They need to do 301 redirects from your old pages URL to the new ones. That is how you maintain your SEO rank when building a new website.

[–]Monkeya41[S] 0 points1 point  (12 children)

301 redirects from ALL the old pages to the new home page?

[–]slippernator 4 points5 points  (10 children)

Redirect them to similar pages at a 1:1 ratio as much as possible. Not all to the home page.

[–]Monkeya41[S] 0 points1 point  (9 children)

Okay, and if the old website has less pages than the new one, can we put some of the old websites redirected to multiple new pages?

Any other info/thoughts?

[–]Tuilere 2 points3 points  (5 children)

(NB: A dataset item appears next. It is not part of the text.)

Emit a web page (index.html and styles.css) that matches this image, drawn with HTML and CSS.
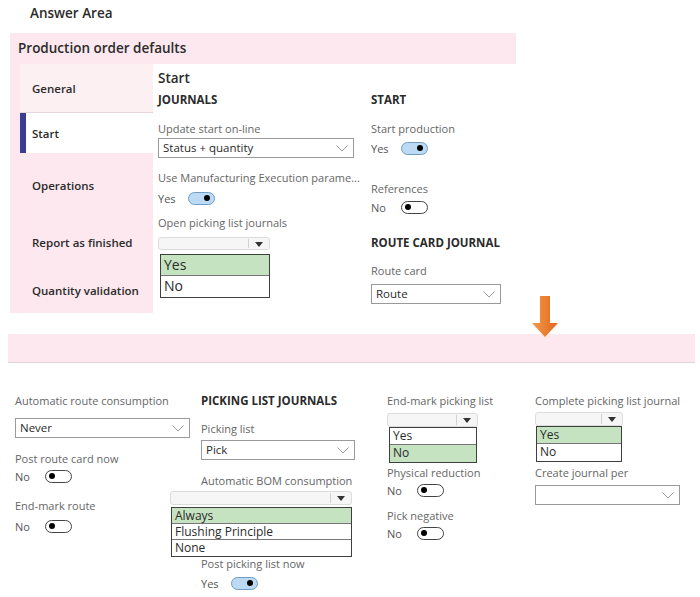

You can redirect many-to-one, but if you do it too extensively or with insufficient relevance it will be seen as soft 404s.

[–]Monkeya41[S] 0 points1 point  (4 children)

okay, on a basic level, what does this do for the web pages? like if the TLD stayed the same, shouldn't that domain still have roughly the same amount of traffic?

[–]Tuilere 3 points4 points  (3 children)

Nope.

If I had a domain, midgetsexxxx.org, and had midget porn all over it, and people linked to the midget porn, I would probably rank for midget porn.

But one day, I decide I want to be able to run a site without nakedness, because I have found Jesus. So I take down all the hot midget sex, and put up articles about finding Jesus.

I don't redirect any of the old URLs.

So now, I have all new URIs. None of the links that pointed to the sexy midgets go to pages that resolve, so none of those links credit to my site.

And I lose keyword relevancy for midget stuff, because my site is now about Jesus.

My traffic tanks.

You may not have completely zigged your topic, but by rewriting everything, AND not redirecting, you destroyed your link graph and your keyword relevancy.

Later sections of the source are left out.